Plato wisely said, “Necessity, is the Mother of invention” therefore, words before “but” are redundant. Skeptics and ehadists belie capitalism has deliberately created a disproportionate deluge and in its wake it punishes, intoxicates and behaves like a despot in the world’s markets, radically debilitating infrastructure and diminishing local economies both to work and provide for themselves and forcing upon all an ever-increasing sense of imperceptible vulnerability.

Capitalism is like a sow with nine teats and 15 babies: crisis is the price of capitalism, that’s the core of the problem. And what created it needs to be fundamentally improved. That we agree. OWS has a role, but it will be a vague memory without cash. Many current interpretations of OWS, (like some of their perceptions of capitalism) are malicious, mischievous, and ill informed. Demonstrably OWS brought people together and out of our frustration, sense of injustice and hope they helped start a world wide movement. That’s OWS: a platform for change. That’s truly great, but getting $50 out of someone is a lot harder.

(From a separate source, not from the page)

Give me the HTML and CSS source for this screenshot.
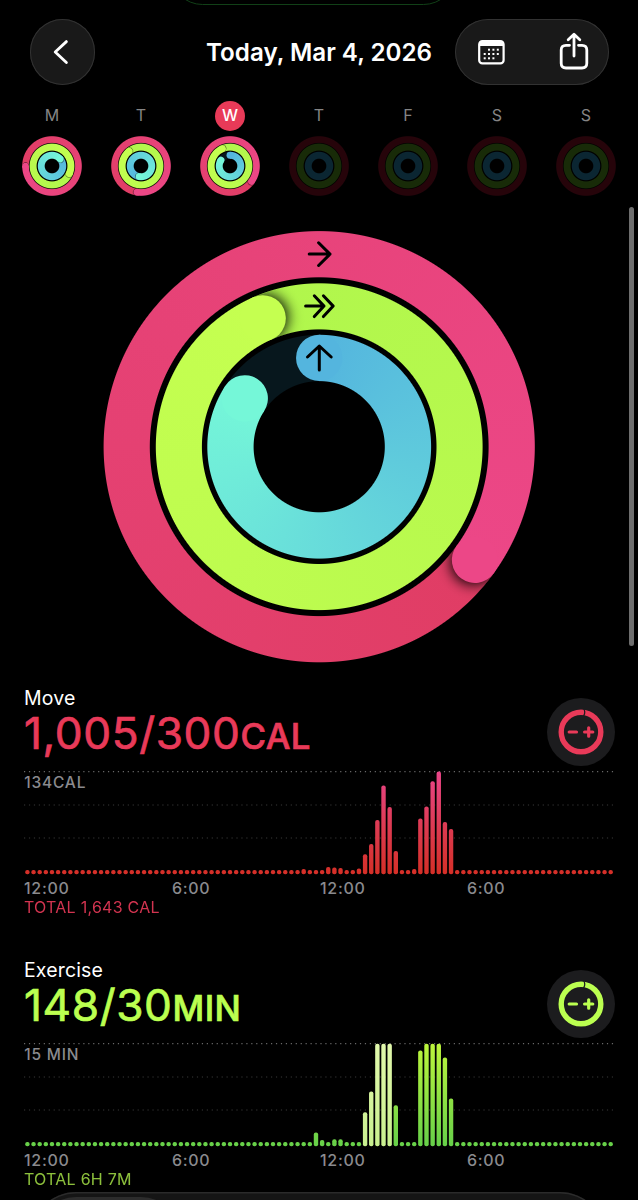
FILE: index.html
```
<!DOCTYPE html>
<html lang="en">
<head>
    <meta charset="UTF-8">
    <meta name="viewport" content="width=device-width, initial-scale=1.0">
    <title>Activity</title>
    <link rel="stylesheet" href="styles.css">
</head>
<body>

<div class="screen">
    <div class="island"></div>

    <header class="header">
        <a class="back" href="#">
            <svg width="65" height="66" viewBox="0 0 65 66"><path class="line" d="M36.4 22.6 L25.2 33 L36.4 43.6"/></svg>
        </a>
        <h1 class="title">Today, Mar 4, 2026</h1>
        <div class="actions">
            <svg width="154" height="66" viewBox="455 19 154 66">
                <rect class="line thin" x="479.2" y="41.2" width="24.4" height="22.2" rx="3.2"/>
                <path class="fill" d="M479 46 V44 Q479 41 482 41 H501 Q504 41 504 44 V46 Z"/>
                <g class="fill">
                    <rect x="488" y="48.7" width="2" height="2"/><rect x="492.4" y="48.7" width="2" height="2"/><rect x="496.8" y="48.7" width="2" height="2"/>
                    <rect x="483.7" y="53" width="2" height="2"/><rect x="488" y="53" width="2" height="2"/><rect x="492.4" y="53" width="2" height="2"/><rect x="496.8" y="53" width="2" height="2"/>
                    <rect x="483.7" y="57.3" width="2" height="2"/><rect x="488" y="57.3" width="2" height="2"/><rect x="492.4" y="57.3" width="2" height="2"/>
                </g>
                <path class="line" d="M569.5 45.3 H566 Q561.2 45.3 561.2 50 V63.3 Q561.2 68 566 68 H582 Q586.8 68 586.8 63.3 V50 Q586.8 45.3 582 45.3 H578.5"/>
                <path class="line" d="M574 35 V56 M568.2 39.7 L574 34.2 L579.8 39.7"/>
            </svg>
        </div>
    </header>

    <ul class="week" id="week"></ul>

    <div class="dial" id="dial">
        <svg class="arrows" width="432" height="432" viewBox="103 231 432 432">
            <path d="M309.2 254.1 H330 M318.6 242.8 L330 254.1 L318.6 265.5"/>
            <path d="M305.6 306.1 H324 M314.3 295.8 L324 306.1 L314.3 316.6 M323.4 295.8 L333.2 306.1 L323.4 316.6"/>
            <path d="M319.3 370 V346 M307.5 357 L319.3 346 L331.2 357"/>
        </svg>
    </div>

    <section class="metric move">
        <div class="metric-head">
            <div>
                <h2>Move</h2>
                <p class="value">1,005/300<span>CAL</span></p>
            </div>
            <button class="goal">
                <svg width="68" height="68" viewBox="-34 -34 68 68">
                    <circle r="19.8"/>
                    <path class="cut" d="M2.6 -23.5 Q5 -19.8 2.6 -16"/>
                    <path class="sign" d="M-11.8 0 H-4.5 M3.6 0 H11.8 M7.7 -4.2 V4.2"/>
                </svg>
            </button>
        </div>
        <svg class="chart" id="move-chart" width="590" height="108" viewBox="24 0 590 108">
            <defs>
                <linearGradient id="red" gradientUnits="userSpaceOnUse" x1="0" y1="104" x2="0" y2="2">
                    <stop offset="0" stop-color="#d52f27"/>
                    <stop offset=".45" stop-color="#dc3a50"/>
                    <stop offset="1" stop-color="#e94588"/>
                </linearGradient>
            </defs>
            <text x="24.3" y="18.3">134CAL</text>
        </svg>
        <div class="axis"><span>12:00</span><span>6:00</span><span>12:00</span><span>6:00</span></div>
        <p class="total">TOTAL 1,643 CAL</p>
    </section>

    <section class="metric exercise">
        <div class="metric-head">
            <div>
                <h2>Exercise</h2>
                <p class="value">148/30<span>MIN</span></p>
            </div>
            <button class="goal">
                <svg width="68" height="68" viewBox="-34 -34 68 68">
                    <circle r="19.8"/>
                    <path class="cut" d="M2.6 -23.5 Q5 -19.8 2.6 -16"/>
                    <path class="sign" d="M-11.8 0 H-4.5 M3.6 0 H11.8 M7.7 -4.2 V4.2"/>
                </svg>
            </button>
        </div>
        <svg class="chart" id="exercise-chart" width="590" height="108" viewBox="24 0 590 108">
            <defs>
                <linearGradient id="green" gradientUnits="userSpaceOnUse" x1="0" y1="104" x2="0" y2="2">
                    <stop offset="0" stop-color="#66d049"/>
                    <stop offset="1" stop-color="#bdf53c"/>
                </linearGradient>
                <linearGradient id="pale" gradientUnits="userSpaceOnUse" x1="0" y1="104" x2="0" y2="2">
                    <stop offset="0" stop-color="#c9f08f"/>
                    <stop offset="1" stop-color="#e2f9ac"/>
                </linearGradient>
            </defs>
            <text x="24.3" y="18.3">15 MIN</text>
        </svg>
        <div class="axis"><span>12:00</span><span>6:00</span><span>12:00</span><span>6:00</span></div>
        <p class="total">TOTAL 6H 7M</p>
    </section>

    <div class="scrollbar"></div>
    <nav class="tabbar"><div class="tab"></div></nav>
</div>

<script>
    var NS = "http://www.w3.org/2000/svg";

    // first colour, last colour of each ring
    var colors = [["#e03d64", "#ec4787"], ["#b0f64c", "#c5ff50"], ["#54b5de", "#75f7d8"]];
    var empty = ["#26040a", "#182b08", "#0b2632"];

    // outer and inner radius of each ring
    var big = [[215.6, 169.4], [163.4, 117.3], [111.9, 65.6]];
    var small = [[29.8, 23.1], [22.4, 15.4], [14.2, 7.3]];

    // ends: where each ring stops, in degrees from the top
    var days = [
        {name: "M", ends: [270, 114, 50]},
        {name: "T", ends: [189, 321, 190]},
        {name: "W", ends: [126, 336.3, 303], open: true, today: true},
        {name: "T"},
        {name: "F"},
        {name: "S"},
        {name: "S"}
    ];

    function addRing(box, sizes, i, end, open) {
        var ring = document.createElement("div");
        ring.className = "ring";
        var c = end == null ? [empty[i], empty[i]] : colors[i];
        var partial = open && i == 2;
        ring.style.setProperty("--outer", sizes[i][0] + "px");
        ring.style.setProperty("--inner", sizes[i][1] + "px");
        ring.style.setProperty("--start", (partial ? 0 : end || 0) + "deg");
        ring.style.setProperty("--sweep", (partial ? end : 360) + "deg");
        ring.style.setProperty("--a", c[0]);
        ring.style.setProperty("--b", c[1]);
        box.appendChild(ring);
    }

    function capSvg(sizes, day, w, cx, cy) {
        var s = "<svg class='caps' width='" + w + "' height='" + w + "'>";
        var blur = w > 100 ? 7 : 0.6;
        for (var i = 0; i < 3; i++) {
            var o = sizes[i][0], n = sizes[i][1];
            var r = (o + n) / 2, half = (o - n) / 2;
            var partial = day.open && i == 2;
            var id = "half-" + day.name + "-" + w + "-" + i;
            s += "<g transform='translate(" + cx + " " + cy + ") rotate(" + day.ends[i] + ")'>";
            if (!partial) {
                // the shadow falls only on the ring itself, ahead of the cap
                s += "<clipPath id='" + id + "'><path d='M0 " + -o + " A" + o + " " + o + " 0 0 1 0 " + o +
                     " V" + n + " A" + n + " " + n + " 0 0 0 0 " + -n + " Z'/></clipPath>";
                s += "<g clip-path='url(#" + id + ")'><circle cx='" + blur * 0.3 + "' cy='" + -r + "' r='" + half +
                     "' style='filter:blur(" + blur + "px)'/></g>";
            }
            s += "<circle cy='" + -r + "' r='" + half + "' fill='" + colors[i][1] + "'/></g>";
            if (partial) {
                s += "<circle cx='" + cx + "' cy='" + (cy - r) + "' r='" + half + "' fill='" + colors[i][0] + "'/>";
            }
        }
        return s + "</svg>";
    }

    function drawRings(box, sizes, day, w, cx, cy) {
        for (var i = 0; i < 3; i++) addRing(box, sizes, i, day.ends ? day.ends[i] : null, day.open);
        if (day.ends) box.insertAdjacentHTML("beforeend", capSvg(sizes, day, w, cx, cy));
    }

    var week = document.getElementById("week");
    days.forEach(function (day) {
        var li = document.createElement("li");
        li.innerHTML = "<span" + (day.today ? " class='today'" : "") + ">" + day.name + "</span><div class='mini'></div>";
        week.appendChild(li);
        drawRings(li.lastChild, small, day, 60, 30, 30);
    });

    drawRings(document.getElementById("dial"), big, days[2], 432, 216.2, 215.7);

    // one bar for each quarter of an hour, only those above the minimum are listed
    var moveBars = {45: 5.2, 49: 7.3, 50: 6.7, 51: 6.3, 54: 5.7, 55: 20, 56: 30.3, 57: 54.3, 58: 88.7, 59: 67.3, 60: 23.3,
                    63: 5.3, 64: 55.7, 65: 67.7, 66: 93, 67: 102.7, 68: 52.3, 69: 45.3};
    var exerciseBars = {47: 13.7, 48: 6.3, 50: 7, 51: 7, 55: 34, 56: 54.7, 57: 102.5, 58: 102.5, 59: 102.5, 60: 41,
                        64: 95.7, 65: 102.5, 66: 102.5, 67: 102.5, 68: 88.7, 69: 47.7};

    function add(svg, name, attrs) {
        var el = document.createElementNS(NS, name);
        for (var k in attrs) el.setAttribute(k, attrs[k]);
        svg.appendChild(el);
    }

    function drawChart(id, bars, fill) {
        var svg = document.getElementById(id);
        [1.7, 35, 68].forEach(function (y, i) {
            add(svg, "line", {x1: 24, x2: 614, y1: y, y2: y, "class": i ? "grid" : "grid top"});
        });
        for (var i = 0; i < 96; i++) {
            var h = bars[i] || 4.4;
            var f = id == "exercise-chart" && i >= 55 && i <= 59 ? "url(#pale)" : fill;
            add(svg, "rect", {x: 25.2 + i * 6.14, y: 104.3 - h, width: 4.4, height: h, rx: 2, fill: f});
        }
    }
    drawChart("move-chart", moveBars, "url(#red)");
    drawChart("exercise-chart", exerciseBars, "url(#green)");
</script>
</body>
</html>
```
FILE: styles.css
```
* {
    padding: 0;
    margin: 0;
    box-sizing: border-box;
}
body {
    background: #000;
    color: #fff;
    font-family: Inter, "Liberation Sans", sans-serif;
}
svg {
    display: block;
}
.screen {
    position: relative;
    width: 638px;
    height: 1200px;
    overflow: hidden;
    background: #000;
}
.island {
    position: absolute;
    left: 170px;
    top: -60px;
    width: 286px;
    height: 65px;
    border: 1.5px solid #114017;
    border-radius: 33px;
}

/* header */
.header {
    display: flex;
    align-items: center;
    padding: 19px 29px 0 30px;
}
.back {
    width: 65px;
    height: 66px;
    border-radius: 33px;
    background: #191919;
    box-shadow: inset 0 0 0 1px #323232;
}
.title {
    flex: 1;
    padding-left: 111px;
    font-size: 24.2px;
    font-weight: 600;
    white-space: nowrap;
}
.actions {
    width: 154px;
    height: 66px;
    border-radius: 33px;
    background: #191919;
    box-shadow: inset 0 0 0 1px #323232;
}
.line {
    fill: none;
    stroke: #fff;
    stroke-width: 2.8;
    stroke-linecap: round;
    stroke-linejoin: round;
}
.thin {
    stroke-width: 2.2;
}
.fill {
    fill: #fff;
}

/* week */
.week {
    display: flex;
    gap: 29px;
    padding: 16px 0 0 22px;
    list-style-type: none;
}
.week li {
    flex: none;
    width: 60px;
}
.week span {
    display: block;
    width: 30px;
    height: 30px;
    margin: 0 auto 5px;
    border-radius: 15px;
    line-height: 29px;
    font-size: 16px;
    text-align: center;
    color: #858585;
}
.week .today {
    background: #e83a58;
    color: #fff;
    font-weight: 500;
}

/* rings */
.mini, .dial {
    display: grid;
}
.mini {
    --cx: 30px;
    --cy: 30px;
    width: 60px;
    height: 60px;
}
.dial {
    --cx: 216.2px;
    --cy: 215.7px;
    width: 432px;
    height: 432px;
    margin: 35px 0 0 103px;
}
.ring, .caps, .arrows {
    grid-area: 1 / 1;
}
.ring {
    background: conic-gradient(from var(--start) at var(--cx) var(--cy), var(--a), var(--b) var(--sweep), #07171d var(--sweep));
    mask-image: radial-gradient(circle at var(--cx) var(--cy), transparent calc(var(--inner) - .5px), #000 calc(var(--inner) + .5px), #000 calc(var(--outer) - .5px), transparent calc(var(--outer) + .5px));
}
.caps {
    z-index: 1;
}
.arrows {
    z-index: 2;
}
.arrows path {
    fill: none;
    stroke: #000;
    stroke-width: 3;
    stroke-linecap: round;
    stroke-linejoin: round;
}

/* metrics */
.metric {
    height: 272px;
    padding: 0 24px;
}
.move {
    --tint: #e93a59;
    margin-top: 21px;
}
.exercise {
    --tint: #bbff50;
}
.metric-head {
    display: flex;
    justify-content: space-between;
    height: 86px;
}
.metric h2 {
    line-height: 28px;
    font-size: 19.5px;
    font-weight: 400;
    letter-spacing: .15px;
}
.value {
    line-height: 42px;
    font-size: 44.2px;
    font-weight: 400;
    letter-spacing: .6px;
    color: var(--tint);
    -webkit-text-stroke: .7px var(--tint);
    white-space: nowrap;
}
.value span {
    font-size: 34.8px;
    font-weight: 500;
    letter-spacing: .4px;
}
.goal {
    width: 68px;
    height: 68px;
    margin: 14px -1px 0 0;
    border: 0;
    border-radius: 50%;
    background: #1c1c1e;
}
.goal circle {
    fill: none;
    stroke: var(--tint);
    stroke-width: 5.4;
}
.goal .cut {
    fill: none;
    stroke: #1c1c1e;
    stroke-width: 1.3;
}
.goal .sign {
    fill: none;
    stroke: var(--tint);
    stroke-width: 3.2;
    stroke-linecap: round;
}
.chart text {
    fill: #8a8a8e;
    font-size: 15.5px;
    font-weight: 500;
    letter-spacing: .8px;
}
.grid {
    stroke: #383838;
    stroke-width: 1.2;
    stroke-dasharray: 1.2 3.74;
}
.grid.top {
    stroke: #686868;
}
.axis {
    display: grid;
    grid-template-columns: 148px 148px 147px 1fr;
    line-height: 20px;
    font-size: 16px;
    font-weight: 500;
    letter-spacing: .7px;
    color: #8a8a8e;
}
.total {
    line-height: 18px;
    font-size: 16px;
    letter-spacing: .25px;
    color: var(--tint);
    opacity: .9;
}
.exercise .total {
    opacity: .75;
}

/* overlays */
.scrollbar {
    position: absolute;
    left: 629px;
    top: 207px;
    width: 5px;
    height: 439px;
    border-radius: 3px;
    background: #6e6e6e;
}
.tabbar {
    position: absolute;
    left: 31px;
    top: 1192px;
    width: 574px;
    height: 90px;
    padding: 5px;
    border-radius: 45px;
    background: #151515;
    box-shadow: inset 0 0 0 1.5px #2b2b2b;
}
.tab {
    width: 145px;
    height: 80px;
    border-radius: 40px;
    background: #2c2c2c;
}
```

Without a brand reinvention and clarity of purpose I cannot see OWS playing the role it deserves to play. To build trust, OWS need to reinvent themselves including changing their name. Entrepreneurial lore states that a new ‘brand’ may have 3-4 strategic revisions before it finds it’s rightful place. Occupy Wall Street carries with it an excessive amount of uneasiness if looked at literally by the public. Every inch of media has exposed OWS in a revolutionary light and edged it out on the fray: a brand declines when it’s no longer sublime. To come to the center, OWS need to shift OWS and therefore, OWS need to review their brands architecture that has spawned across cities and countries and seek to find a ‘public facing’ solution that suits the needs of a sustainable fund raising  ‘brand’ i.e., wake up running.